In an interview with The Dispatch, Testa acknowledged that leaders he’s spoken with have asked some questions that his department doesn’t yet have answers to — “questions I’d ask if I were them.” 

“We’re still in the investigating stage,” Testa said. “But this administration wants to move Ohio in a tax-friendly, business-friendly direction, and we feel this fits into that general theme.” 

The Kasich administration is drawing influence on centralized municipal tax collections from the Ohio Society of Certified Public Accountants, which last year recommended studying the feasibility of centralizing local tax administration and collection — possibly through a piggyback tax on state tax returns. 

With 579 municipalities assessing an income tax, according to the Ohio CPAs, Testa said the state’s municipal tax codes are confusing and cumbersome for businesses that have operations in multiple Ohio cities. 

“We’ve heard stories from businesses that are reluctant to do business in Ohio because of our complex municipal-tax systems,” Testa said. 

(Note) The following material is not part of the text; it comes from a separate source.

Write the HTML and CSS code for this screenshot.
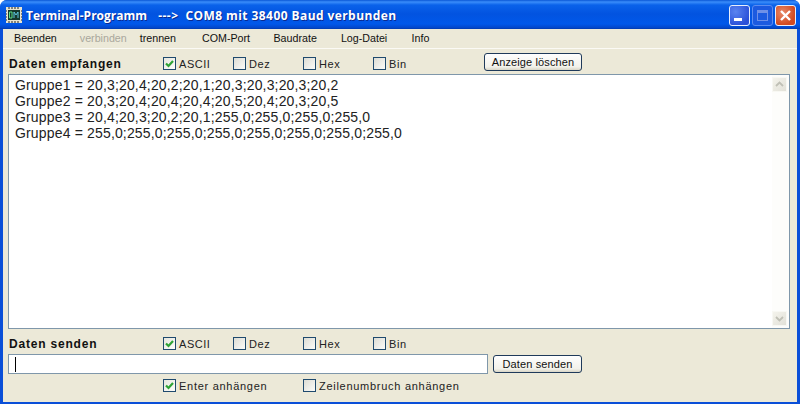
FILE: index.html
```html
<!DOCTYPE html>
<html lang="de">
<head>
<meta charset="utf-8">
<title>Terminal-Programm</title>
<link rel="stylesheet" href="styles.css">
</head>
<body>
<div class="window">
  <header class="titlebar">
    <svg class="appicon" width="16" height="16" viewBox="0 0 16 16">
      <rect x="0" y="0" width="16" height="16" fill="#e8e4d0"/>
      <path d="M0 4h1M0 7h1M0 10h1M0 13h1M15 4h1M15 7h1M15 10h1M15 13h1" stroke="#222" stroke-width="1"/>
      <path d="M3 0v2M6 0v2M9 0v2M12 0v2M3 14v2M6 14v2M9 14v2M12 14v2" stroke="#222" stroke-width="1"/>
      <rect x="2" y="3" width="12" height="10" fill="#16382c"/>
      <path d="M3.5 5v6M3.5 5h2.5v6H3.5" stroke="#5fe08a" stroke-width="1" fill="none"/>
      <path d="M8 11V5l2 3 2-3v6" stroke="#5fc8e0" stroke-width="1" fill="none"/>
    </svg>
    <div class="title"><span class="title-app">Terminal-Programm</span>&nbsp; <span class="title-status">---&gt; &nbsp;COM8 mit 38400 Baud verbunden</span></div>
    <div class="winbtns">
      <div class="wb wb-min"><span class="min-glyph"></span></div>
      <div class="wb wb-max"><span class="max-glyph"></span></div>
      <div class="wb wb-close">
        <svg width="13" height="13" viewBox="0 0 13 13"><path d="M2 2l9 9M11 2l-9 9" stroke="#fff" stroke-width="2.4"/></svg>
      </div>
    </div>
  </header>
  <div class="client">
    <nav class="menu">
      <span class="mi mi-1">Beenden</span>
      <span class="mi mi-2 disabled">verbinden</span>
      <span class="mi mi-3">trennen</span>
      <span class="mi mi-4">COM-Port</span>
      <span class="mi mi-5">Baudrate</span>
      <span class="mi mi-6">Log-Datei</span>
      <span class="mi mi-7">Info</span>
    </nav>
    <div class="content">
      <div class="row row-recv">
        <div class="grouplabel">Daten empfangen</div>
        <label class="cb"><span class="box on"><svg width="11" height="11" viewBox="0 0 11 11"><path d="M2 5.5l2.5 2.5 4.5-5" stroke="#2fa335" stroke-width="2.2" fill="none"/></svg></span>ASCII</label>
        <label class="cb"><span class="box"></span>Dez</label>
        <label class="cb"><span class="box"></span>Hex</label>
        <label class="cb"><span class="box"></span>Bin</label>
        <button class="btn btn-clear">Anzeige löschen</button>
      </div>
      <div class="output">
        <div class="lines">
          <div>Gruppe1 = 20,3;20,4;20,2;20,1;20,3;20,3;20,3;20,2</div>
          <div>Gruppe2 = 20,3;20,4;20,4;20,4;20,5;20,4;20,3;20,5</div>
          <div>Gruppe3 = 20,4;20,3;20,2;20,1;255,0;255,0;255,0;255,0</div>
          <div>Gruppe4 = 255,0;255,0;255,0;255,0;255,0;255,0;255,0;255,0</div>
        </div>
        <div class="scrollbar">
          <div class="sbtn"><svg width="9" height="7" viewBox="0 0 9 7"><path d="M1 5l3.5-3.5L8 5" stroke="#c0c0b6" stroke-width="1.8" fill="none"/></svg></div>
          <div class="sbtn"><svg width="9" height="7" viewBox="0 0 9 7"><path d="M1 2l3.5 3.5L8 2" stroke="#c0c0b6" stroke-width="1.8" fill="none"/></svg></div>
        </div>
      </div>
      <div class="row row-send">
        <div class="grouplabel">Daten senden</div>
        <label class="cb"><span class="box on"><svg width="11" height="11" viewBox="0 0 11 11"><path d="M2 5.5l2.5 2.5 4.5-5" stroke="#2fa335" stroke-width="2.2" fill="none"/></svg></span>ASCII</label>
        <label class="cb"><span class="box"></span>Dez</label>
        <label class="cb"><span class="box"></span>Hex</label>
        <label class="cb"><span class="box"></span>Bin</label>
      </div>
      <div class="input-row">
        <div class="input"><span class="caret"></span></div>
        <button class="btn btn-send">Daten senden</button>
      </div>
      <div class="row row-opts">
        <div></div>
        <label class="cb cb-wide"><span class="box on"><svg width="11" height="11" viewBox="0 0 11 11"><path d="M2 5.5l2.5 2.5 4.5-5" stroke="#2fa335" stroke-width="2.2" fill="none"/></svg></span>Enter anhängen</label>
        <label class="cb cb-wide"><span class="box"></span>Zeilenumbruch anhängen</label>
      </div>
    </div>
  </div>
</div>
</body>
</html>
```
FILE: styles.css
```css
* { box-sizing: border-box; }
html, body { margin: 0; padding: 0; background: #fff; }
body { width: 801px; height: 405px; overflow: hidden; font-family: "DejaVu Sans", sans-serif; }

.window {
  width: 800px;
  height: 404px;
  display: flex;
  flex-direction: column;
  background: #0a4fd8;
  border-radius: 7px 7px 0 0;
  overflow: hidden;
}

.titlebar {
  height: 29px;
  flex: none;
  display: flex;
  align-items: center;
  padding: 0 4px 0 6px;
  background: linear-gradient(to bottom, #0a57d6 0, #3a8dfa 2px, #0a62ea 5px, #0253e0 14px, #0058ea 24px, #0346c8 28px, #0038a8 29px);
}
.appicon { flex: none; margin-right: 4px; }
.title {
  flex: 1;
  color: #fff;
  font-family: "Open Sans", sans-serif;
  font-weight: 700;
  font-size: 12px;
  white-space: nowrap;
  text-shadow: 1px 1px 0 #0a2a90;
  margin-top: 2px;
}
.title-status { letter-spacing: 0.42px; margin-left: 5px; }
.winbtns { display: flex; gap: 2px; margin-top: 1px; }
.wb {
  width: 21px;
  height: 21px;
  border: 1px solid #e8eefc;
  border-radius: 3px;
  position: relative;
  display: flex;
  align-items: center;
  justify-content: center;
}
.wb-min { background: radial-gradient(circle at 30% 30%, #5a84f0, #2a50d8 75%); }
.wb-max { background: #1c5ae0; border-color: #5c8cf0; }
.wb-close { background: radial-gradient(circle at 35% 35%, #e88a6a, #d24a20 70%); }
.min-glyph { position: absolute; left: 4px; bottom: 4px; width: 8px; height: 3px; background: #fff; }
.max-glyph { width: 11px; height: 11px; border: 1px solid #6f90e8; border-top-width: 3px; }

.client {
  flex: 1;
  margin: 0 3px 2px 3px;
  background: #ece9d8;
  display: flex;
  flex-direction: column;
  min-height: 0;
}

.menu {
  height: 20px;
  flex: none;
  border-bottom: 1px solid #fbfaf5;
  color: #111;
  font-family: "Liberation Sans", sans-serif;
  display: flex;
  align-items: center;
  font-size: 10.7px;
}
.mi { white-space: nowrap; margin-top: -1px; }
.mi-1 { margin-left: 11px; }
.mi-2 { margin-left: 23px; }
.mi-3 { margin-left: 13px; }
.mi-4 { margin-left: 26px; }
.mi-5 { margin-left: 23.4px; }
.mi-6 { margin-left: 24px; }
.mi-7 { margin-left: 24.3px; }
.disabled { color: #a9a79c; }

.content { flex: 1; display: flex; flex-direction: column; padding: 0 7px 0 5px; min-height: 0; }

.row {
  display: grid;
  grid-template-columns: 154px 70px 70px 70px 111px auto;
  align-items: center;
  flex: none;
  padding-left: 1px;
}
.row-recv { height: 25px; padding-top: 4px; }
.row-send { height: 25px; padding-top: 4px; }
.row-opts { height: 23px; grid-template-columns: 154px 140px auto; }

.grouplabel {
  font-size: 12px;
  font-weight: 700;
  letter-spacing: 0.8px;
  color: #111;
  font-family: "Liberation Sans", sans-serif;
}

.cb {
  display: flex;
  align-items: center;
  font-size: 11px;
  color: #222;
  font-family: "Liberation Sans", sans-serif;
  letter-spacing: 0.55px;
  white-space: nowrap;
}
.cb-wide { letter-spacing: 0.72px; }
.box {
  width: 13px;
  height: 13px;
  flex: none;
  margin-right: 3px;
  border: 1px solid #1f4a6e;
  background: linear-gradient(135deg, #dcdcd4, #fbfbf8);
  display: flex;
  align-items: center;
  justify-content: center;
}
.box.on { background: linear-gradient(135deg, #e6e6dd, #fdfdfb); }

.btn {
  font-family: "Liberation Sans", sans-serif;
  font-size: 11px;
  color: #111;
  height: 18px;
  padding: 0;
  border: 1px solid #1f3a5a;
  border-radius: 3px;
  background: linear-gradient(to bottom, #fefefe, #f2f1ea 80%, #d8d5c6);
  letter-spacing: 0.12px;
}
.btn-clear { width: 98px; margin-bottom: 3px; }
.btn-send { width: 89px; }

.output {
  height: 255px;
  flex: none;
  border: 1px solid #7f97aa;
  background: #fff;
  display: flex;
  min-height: 0;
}
.lines {
  flex: 1;
  padding: 2px 0 0 6px;
  font-family: "Liberation Sans", sans-serif;
  font-size: 14px;
  letter-spacing: 0.16px;
  line-height: 16px;
  color: #222;
}
.scrollbar {
  width: 17px;
  padding: 2px 2px 2px 0;
  background: #fdfdfb;
  display: flex;
  flex-direction: column;
  justify-content: space-between;
}
.sbtn {
  height: 15px;
  background: linear-gradient(135deg, #f4f3ec, #e2e1d8);
  border: 1px solid #f8f8f3;
  display: flex;
  align-items: center;
  justify-content: center;
}

.input-row { display: flex; align-items: center; gap: 5px; flex: none; height: 20px; }
.input {
  width: 480px;
  height: 20px;
  border: 1px solid #7f97aa;
  background: #fff;
  display: flex;
  align-items: center;
  padding-left: 6px;
}
.caret { width: 1px; height: 15px; background: #000; }
```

The Ohio CPAs and the Kasich administration both think centralizing local-tax collections would help municipalities control costs by allowing them to operate with fewer staff members. 

But a study conducted in the city of Montgomery, a small community in Hamilton County, said the city could pay $27,000 more per year for someone to manage its local tax collections than it pays the two full-time city workers and one part-timer who do that. 

Kent Scarrett, a legislative representative from the Ohio Municipal League, said some local officials are leery of centralizing local tax collections in light of the recently enacted state funding cuts to local governments — $633 million during the next two years. 

“Folks are concerned about the possibility of a loss of revenue because the money would go first to the state,” said Scarrett. 

J. Matthew Yuskewich, of the Winterset CPA Group, said he’s not surprised by local opposition to centralizing tax collections. 

“For people who live and work in the same city, it’s no big deal. But if you live in one place and work in another, or more importantly if you’re a business with operations in multiple cities, the local tax structures can be a big mess,” Yuskewich said.